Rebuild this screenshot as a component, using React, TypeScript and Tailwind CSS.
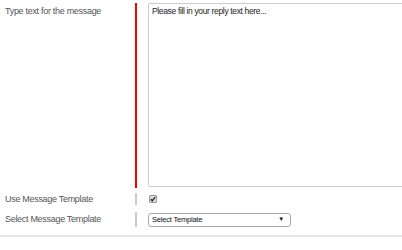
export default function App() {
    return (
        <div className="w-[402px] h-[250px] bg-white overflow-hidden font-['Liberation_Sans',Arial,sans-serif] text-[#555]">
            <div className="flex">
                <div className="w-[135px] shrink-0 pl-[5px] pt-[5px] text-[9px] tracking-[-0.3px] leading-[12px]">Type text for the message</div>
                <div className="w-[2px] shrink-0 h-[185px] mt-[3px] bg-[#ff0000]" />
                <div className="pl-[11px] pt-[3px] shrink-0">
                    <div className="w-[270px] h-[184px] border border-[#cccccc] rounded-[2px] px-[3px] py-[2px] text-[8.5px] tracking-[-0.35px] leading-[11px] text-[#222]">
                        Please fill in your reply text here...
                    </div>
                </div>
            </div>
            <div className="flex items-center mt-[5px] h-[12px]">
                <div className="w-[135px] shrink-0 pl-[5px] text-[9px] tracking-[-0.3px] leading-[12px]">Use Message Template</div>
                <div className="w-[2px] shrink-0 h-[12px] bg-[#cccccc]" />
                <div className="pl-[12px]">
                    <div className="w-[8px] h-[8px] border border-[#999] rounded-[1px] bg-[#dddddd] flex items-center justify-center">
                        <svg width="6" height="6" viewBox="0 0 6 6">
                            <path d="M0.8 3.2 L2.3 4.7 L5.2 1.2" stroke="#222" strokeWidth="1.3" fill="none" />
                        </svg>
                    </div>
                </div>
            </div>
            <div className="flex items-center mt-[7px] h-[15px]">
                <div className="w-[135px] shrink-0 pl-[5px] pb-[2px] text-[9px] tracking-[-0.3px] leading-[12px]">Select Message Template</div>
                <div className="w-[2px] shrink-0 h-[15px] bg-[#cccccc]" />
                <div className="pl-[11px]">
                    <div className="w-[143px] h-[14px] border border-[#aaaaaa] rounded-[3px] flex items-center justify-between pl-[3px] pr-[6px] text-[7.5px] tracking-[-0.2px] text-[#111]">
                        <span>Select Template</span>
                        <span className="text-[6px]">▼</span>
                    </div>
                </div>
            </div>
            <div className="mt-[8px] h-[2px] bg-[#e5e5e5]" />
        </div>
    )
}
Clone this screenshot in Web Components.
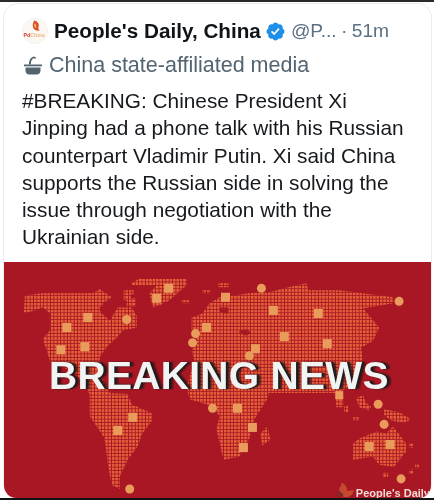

___

* **What you have to do**:
Every line of text is to be repeated exactly; pictures are left out.

* **Completed exercise**:
Rebuild this screenshot as a component, using React, TypeScript and Tailwind CSS.
export default function App() {
    return (
        <div className="w-[402px] h-[250px] bg-white overflow-hidden font-['Liberation_Sans',Arial,sans-serif] text-[#555]">
            <div className="flex">
                <div className="w-[135px] shrink-0 pl-[5px] pt-[5px] text-[9px] tracking-[-0.3px] leading-[12px]">Type text for the message</div>
                <div className="w-[2px] shrink-0 h-[185px] mt-[3px] bg-[#ff0000]" />
                <div className="pl-[11px] pt-[3px] shrink-0">
                    <div className="w-[270px] h-[184px] border border-[#cccccc] rounded-[2px] px-[3px] py-[2px] text-[8.5px] tracking-[-0.35px] leading-[11px] text-[#222]">
                        Please fill in your reply text here...
                    </div>
                </div>
            </div>
            <div className="flex items-center mt-[5px] h-[12px]">
                <div className="w-[135px] shrink-0 pl-[5px] text-[9px] tracking-[-0.3px] leading-[12px]">Use Message Template</div>
                <div className="w-[2px] shrink-0 h-[12px] bg-[#cccccc]" />
                <div className="pl-[12px]">
                    <div className="w-[8px] h-[8px] border border-[#999] rounded-[1px] bg-[#dddddd] flex items-center justify-center">
                        <svg width="6" height="6" viewBox="0 0 6 6">
                            <path d="M0.8 3.2 L2.3 4.7 L5.2 1.2" stroke="#222" strokeWidth="1.3" fill="none" />
                        </svg>
                    </div>
                </div>
            </div>
            <div className="flex items-center mt-[7px] h-[15px]">
                <div className="w-[135px] shrink-0 pl-[5px] pb-[2px] text-[9px] tracking-[-0.3px] leading-[12px]">Select Message Template</div>
                <div className="w-[2px] shrink-0 h-[15px] bg-[#cccccc]" />
                <div className="pl-[11px]">
                    <div className="w-[143px] h-[14px] border border-[#aaaaaa] rounded-[3px] flex items-center justify-between pl-[3px] pr-[6px] text-[7.5px] tracking-[-0.2px] text-[#111]">
                        <span>Select Template</span>
                        <span className="text-[6px]">▼</span>
                    </div>
                </div>
            </div>
            <div className="mt-[8px] h-[2px] bg-[#e5e5e5]" />
        </div>
    )
}
Clone this screenshot in Web Components.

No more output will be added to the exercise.